STORED ROWS -
<<<<
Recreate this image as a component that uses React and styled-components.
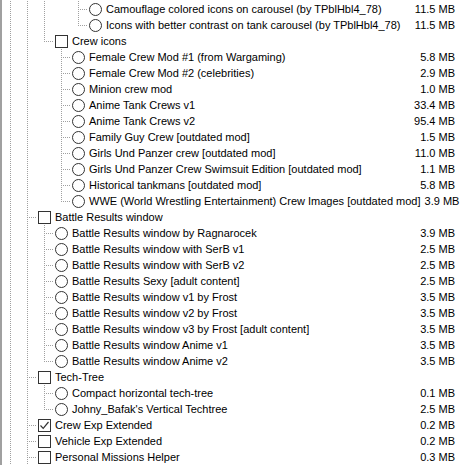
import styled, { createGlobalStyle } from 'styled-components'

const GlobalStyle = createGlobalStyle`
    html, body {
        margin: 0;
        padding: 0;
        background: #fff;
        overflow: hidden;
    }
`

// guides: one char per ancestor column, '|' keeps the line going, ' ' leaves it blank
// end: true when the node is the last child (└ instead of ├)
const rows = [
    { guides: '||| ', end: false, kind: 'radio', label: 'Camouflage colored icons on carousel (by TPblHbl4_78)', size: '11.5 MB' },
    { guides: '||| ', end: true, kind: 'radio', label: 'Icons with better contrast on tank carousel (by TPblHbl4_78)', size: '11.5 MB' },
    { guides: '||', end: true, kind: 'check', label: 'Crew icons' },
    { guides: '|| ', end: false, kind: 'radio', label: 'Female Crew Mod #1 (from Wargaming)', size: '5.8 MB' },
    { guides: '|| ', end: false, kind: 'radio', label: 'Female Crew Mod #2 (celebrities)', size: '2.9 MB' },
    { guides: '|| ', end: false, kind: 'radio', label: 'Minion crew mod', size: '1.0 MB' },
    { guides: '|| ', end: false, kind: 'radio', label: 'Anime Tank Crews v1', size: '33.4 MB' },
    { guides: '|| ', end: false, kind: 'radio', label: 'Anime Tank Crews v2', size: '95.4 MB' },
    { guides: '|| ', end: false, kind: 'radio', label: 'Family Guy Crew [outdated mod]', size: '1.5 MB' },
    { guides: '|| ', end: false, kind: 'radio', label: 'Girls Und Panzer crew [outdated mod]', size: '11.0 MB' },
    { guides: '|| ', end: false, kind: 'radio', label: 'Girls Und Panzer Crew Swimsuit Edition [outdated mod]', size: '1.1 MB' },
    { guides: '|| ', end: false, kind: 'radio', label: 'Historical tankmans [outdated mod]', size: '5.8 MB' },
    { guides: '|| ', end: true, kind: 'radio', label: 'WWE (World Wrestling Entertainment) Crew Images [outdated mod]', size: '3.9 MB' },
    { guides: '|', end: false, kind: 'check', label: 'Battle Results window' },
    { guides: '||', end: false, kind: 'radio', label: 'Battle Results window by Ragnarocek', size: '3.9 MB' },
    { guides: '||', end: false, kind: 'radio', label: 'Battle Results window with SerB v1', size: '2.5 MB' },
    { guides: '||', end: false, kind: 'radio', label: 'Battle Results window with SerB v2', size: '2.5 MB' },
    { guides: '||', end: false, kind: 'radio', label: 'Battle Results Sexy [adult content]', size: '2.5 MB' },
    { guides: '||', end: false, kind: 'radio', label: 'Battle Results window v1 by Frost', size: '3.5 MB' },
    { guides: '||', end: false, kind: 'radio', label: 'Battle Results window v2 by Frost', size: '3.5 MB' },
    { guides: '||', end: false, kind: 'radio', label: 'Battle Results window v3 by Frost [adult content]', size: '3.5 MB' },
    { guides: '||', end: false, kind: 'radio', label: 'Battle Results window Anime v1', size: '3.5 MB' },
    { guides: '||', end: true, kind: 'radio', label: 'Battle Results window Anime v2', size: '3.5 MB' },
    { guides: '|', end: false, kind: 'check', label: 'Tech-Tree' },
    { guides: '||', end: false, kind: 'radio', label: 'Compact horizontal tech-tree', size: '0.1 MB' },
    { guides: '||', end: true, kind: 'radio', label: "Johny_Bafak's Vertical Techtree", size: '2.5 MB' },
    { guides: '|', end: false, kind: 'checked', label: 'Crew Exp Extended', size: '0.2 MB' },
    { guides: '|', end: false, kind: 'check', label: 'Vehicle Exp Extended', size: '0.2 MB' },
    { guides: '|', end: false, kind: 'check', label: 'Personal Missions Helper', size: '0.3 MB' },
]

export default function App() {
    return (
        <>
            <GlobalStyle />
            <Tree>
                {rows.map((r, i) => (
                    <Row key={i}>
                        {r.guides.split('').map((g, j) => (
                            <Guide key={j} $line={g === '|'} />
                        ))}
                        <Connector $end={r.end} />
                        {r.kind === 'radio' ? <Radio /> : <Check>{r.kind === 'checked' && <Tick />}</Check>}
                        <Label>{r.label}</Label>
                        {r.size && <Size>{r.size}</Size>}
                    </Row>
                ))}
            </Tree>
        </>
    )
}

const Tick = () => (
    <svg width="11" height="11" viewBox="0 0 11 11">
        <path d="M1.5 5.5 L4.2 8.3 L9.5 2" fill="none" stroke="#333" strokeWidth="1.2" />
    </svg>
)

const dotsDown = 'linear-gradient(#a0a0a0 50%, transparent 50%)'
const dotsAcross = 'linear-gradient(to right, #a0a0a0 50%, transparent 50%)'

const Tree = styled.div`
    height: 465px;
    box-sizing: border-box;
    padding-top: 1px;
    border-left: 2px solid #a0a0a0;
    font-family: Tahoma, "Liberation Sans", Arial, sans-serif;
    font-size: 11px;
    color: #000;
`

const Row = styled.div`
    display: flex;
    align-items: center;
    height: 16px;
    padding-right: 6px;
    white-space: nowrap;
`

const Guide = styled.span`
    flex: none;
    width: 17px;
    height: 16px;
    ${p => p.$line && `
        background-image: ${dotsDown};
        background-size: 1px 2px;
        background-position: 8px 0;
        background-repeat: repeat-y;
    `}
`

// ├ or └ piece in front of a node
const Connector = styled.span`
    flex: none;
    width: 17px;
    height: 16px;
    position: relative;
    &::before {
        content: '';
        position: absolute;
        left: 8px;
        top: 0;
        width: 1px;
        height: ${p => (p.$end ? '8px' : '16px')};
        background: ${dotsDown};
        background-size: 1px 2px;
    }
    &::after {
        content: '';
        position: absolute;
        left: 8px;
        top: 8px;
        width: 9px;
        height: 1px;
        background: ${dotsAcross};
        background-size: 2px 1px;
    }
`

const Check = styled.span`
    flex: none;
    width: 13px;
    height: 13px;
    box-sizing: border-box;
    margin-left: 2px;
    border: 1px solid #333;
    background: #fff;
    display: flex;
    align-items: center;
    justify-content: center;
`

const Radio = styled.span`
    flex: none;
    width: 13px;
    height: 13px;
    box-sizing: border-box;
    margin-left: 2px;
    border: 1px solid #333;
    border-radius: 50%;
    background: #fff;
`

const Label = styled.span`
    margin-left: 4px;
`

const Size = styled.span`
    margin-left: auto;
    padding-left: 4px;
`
>>>>
<<<<
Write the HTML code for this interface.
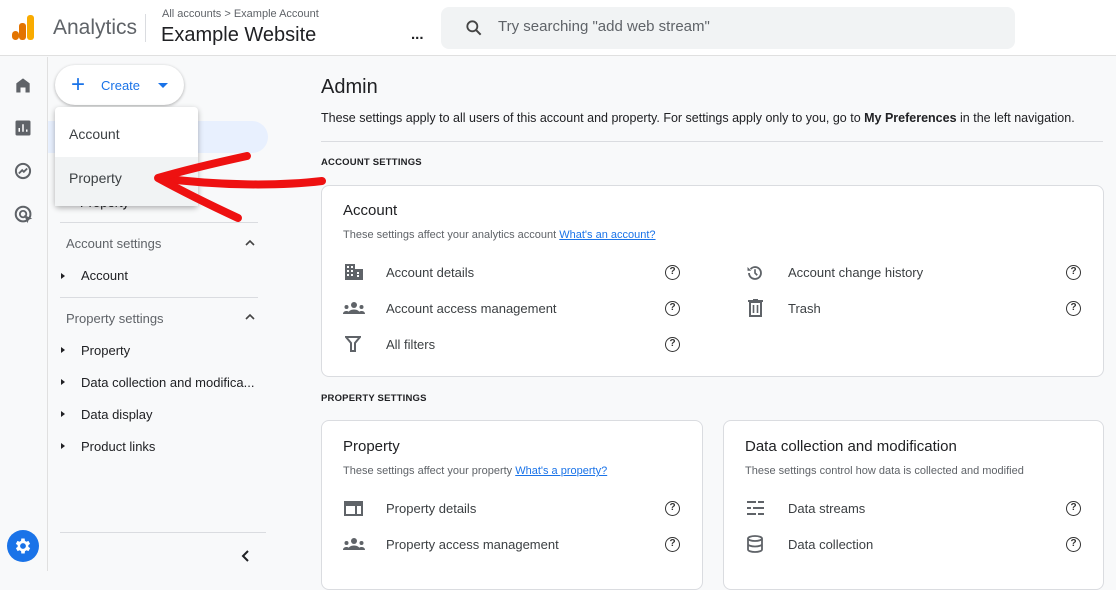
>>>>
<<<<
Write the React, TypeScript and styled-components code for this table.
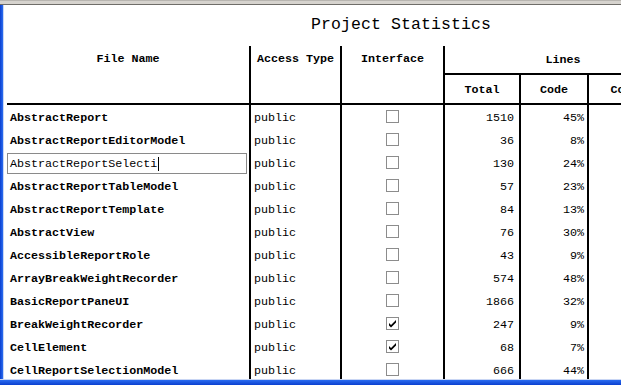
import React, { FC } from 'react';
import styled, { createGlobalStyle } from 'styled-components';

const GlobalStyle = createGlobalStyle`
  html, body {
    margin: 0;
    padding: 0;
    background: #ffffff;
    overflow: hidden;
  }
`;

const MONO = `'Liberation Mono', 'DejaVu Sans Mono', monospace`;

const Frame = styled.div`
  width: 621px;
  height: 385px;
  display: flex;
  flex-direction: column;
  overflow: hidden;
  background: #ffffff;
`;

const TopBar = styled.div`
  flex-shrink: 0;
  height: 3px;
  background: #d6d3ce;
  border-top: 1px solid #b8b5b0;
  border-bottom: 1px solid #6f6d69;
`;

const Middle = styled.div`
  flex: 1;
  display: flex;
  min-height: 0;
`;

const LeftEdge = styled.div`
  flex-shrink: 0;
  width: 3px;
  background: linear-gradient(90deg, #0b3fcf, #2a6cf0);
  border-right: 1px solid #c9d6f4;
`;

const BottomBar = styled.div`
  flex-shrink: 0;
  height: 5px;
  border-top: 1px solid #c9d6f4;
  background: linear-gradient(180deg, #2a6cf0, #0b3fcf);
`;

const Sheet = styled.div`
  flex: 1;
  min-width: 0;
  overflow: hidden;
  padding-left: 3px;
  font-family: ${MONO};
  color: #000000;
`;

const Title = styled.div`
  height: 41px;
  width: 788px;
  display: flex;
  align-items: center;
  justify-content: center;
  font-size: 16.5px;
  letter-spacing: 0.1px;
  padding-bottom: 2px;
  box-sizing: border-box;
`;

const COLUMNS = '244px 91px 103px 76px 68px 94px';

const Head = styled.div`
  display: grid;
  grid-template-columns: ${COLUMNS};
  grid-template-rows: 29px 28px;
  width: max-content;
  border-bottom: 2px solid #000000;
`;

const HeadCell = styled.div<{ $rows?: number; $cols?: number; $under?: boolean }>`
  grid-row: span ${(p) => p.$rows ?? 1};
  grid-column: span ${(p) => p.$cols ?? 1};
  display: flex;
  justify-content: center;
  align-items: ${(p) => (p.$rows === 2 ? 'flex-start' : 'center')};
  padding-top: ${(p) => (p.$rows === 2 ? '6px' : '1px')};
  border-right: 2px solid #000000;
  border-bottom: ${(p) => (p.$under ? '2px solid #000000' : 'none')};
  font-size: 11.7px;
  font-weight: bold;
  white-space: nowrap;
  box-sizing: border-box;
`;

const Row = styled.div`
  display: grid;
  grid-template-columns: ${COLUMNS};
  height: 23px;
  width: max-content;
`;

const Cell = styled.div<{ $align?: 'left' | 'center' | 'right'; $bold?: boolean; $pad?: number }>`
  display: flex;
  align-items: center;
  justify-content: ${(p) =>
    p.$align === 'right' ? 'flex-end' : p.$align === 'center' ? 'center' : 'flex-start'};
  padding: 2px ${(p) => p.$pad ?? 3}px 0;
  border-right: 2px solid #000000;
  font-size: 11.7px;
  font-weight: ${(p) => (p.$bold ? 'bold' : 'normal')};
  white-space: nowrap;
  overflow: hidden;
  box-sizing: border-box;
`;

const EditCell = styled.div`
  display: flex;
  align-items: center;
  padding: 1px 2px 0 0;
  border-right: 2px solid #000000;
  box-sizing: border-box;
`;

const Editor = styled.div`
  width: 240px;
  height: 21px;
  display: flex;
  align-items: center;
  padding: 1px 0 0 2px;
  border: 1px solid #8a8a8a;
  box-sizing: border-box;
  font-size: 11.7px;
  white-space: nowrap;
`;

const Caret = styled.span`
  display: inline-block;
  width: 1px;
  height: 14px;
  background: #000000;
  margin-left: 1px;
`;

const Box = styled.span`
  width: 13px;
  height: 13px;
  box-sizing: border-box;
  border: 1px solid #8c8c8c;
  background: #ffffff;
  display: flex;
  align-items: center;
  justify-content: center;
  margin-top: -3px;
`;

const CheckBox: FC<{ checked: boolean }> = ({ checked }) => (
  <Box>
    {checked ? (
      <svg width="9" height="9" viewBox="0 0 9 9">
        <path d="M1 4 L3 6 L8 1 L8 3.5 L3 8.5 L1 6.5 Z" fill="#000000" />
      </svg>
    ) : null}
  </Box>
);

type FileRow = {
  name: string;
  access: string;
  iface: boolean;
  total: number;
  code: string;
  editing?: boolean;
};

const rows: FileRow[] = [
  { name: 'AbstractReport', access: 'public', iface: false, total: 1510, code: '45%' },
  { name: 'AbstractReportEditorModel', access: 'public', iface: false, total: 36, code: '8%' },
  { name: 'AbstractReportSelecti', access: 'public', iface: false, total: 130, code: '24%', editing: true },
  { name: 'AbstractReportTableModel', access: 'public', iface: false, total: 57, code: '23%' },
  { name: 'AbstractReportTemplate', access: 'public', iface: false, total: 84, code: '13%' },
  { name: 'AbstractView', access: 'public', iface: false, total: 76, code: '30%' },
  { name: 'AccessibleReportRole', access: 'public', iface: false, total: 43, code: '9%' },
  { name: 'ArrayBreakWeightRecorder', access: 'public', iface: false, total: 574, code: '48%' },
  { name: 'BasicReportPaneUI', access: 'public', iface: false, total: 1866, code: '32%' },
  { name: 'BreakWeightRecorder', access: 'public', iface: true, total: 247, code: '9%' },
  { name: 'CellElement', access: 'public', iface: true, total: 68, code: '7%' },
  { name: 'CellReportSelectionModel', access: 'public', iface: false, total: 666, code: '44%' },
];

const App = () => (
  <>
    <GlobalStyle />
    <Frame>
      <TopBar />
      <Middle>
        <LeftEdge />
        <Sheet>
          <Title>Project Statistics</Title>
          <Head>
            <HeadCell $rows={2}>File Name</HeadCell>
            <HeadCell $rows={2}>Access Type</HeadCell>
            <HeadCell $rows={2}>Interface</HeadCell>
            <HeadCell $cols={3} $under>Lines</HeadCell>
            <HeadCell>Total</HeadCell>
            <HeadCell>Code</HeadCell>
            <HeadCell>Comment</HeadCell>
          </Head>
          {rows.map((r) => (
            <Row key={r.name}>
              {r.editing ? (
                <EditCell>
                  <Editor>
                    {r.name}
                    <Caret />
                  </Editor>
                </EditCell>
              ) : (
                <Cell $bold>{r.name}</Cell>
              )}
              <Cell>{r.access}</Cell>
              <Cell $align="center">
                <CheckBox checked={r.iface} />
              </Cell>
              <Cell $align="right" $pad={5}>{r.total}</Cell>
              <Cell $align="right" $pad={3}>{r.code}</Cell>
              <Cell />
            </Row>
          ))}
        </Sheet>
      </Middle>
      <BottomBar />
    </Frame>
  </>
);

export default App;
>>>>
Pull out all lines from the entries above that include the word "Write".

WRITTEN ANSWER -
Write the HTML code for this interface.
Write the React, TypeScript and styled-components code for this table.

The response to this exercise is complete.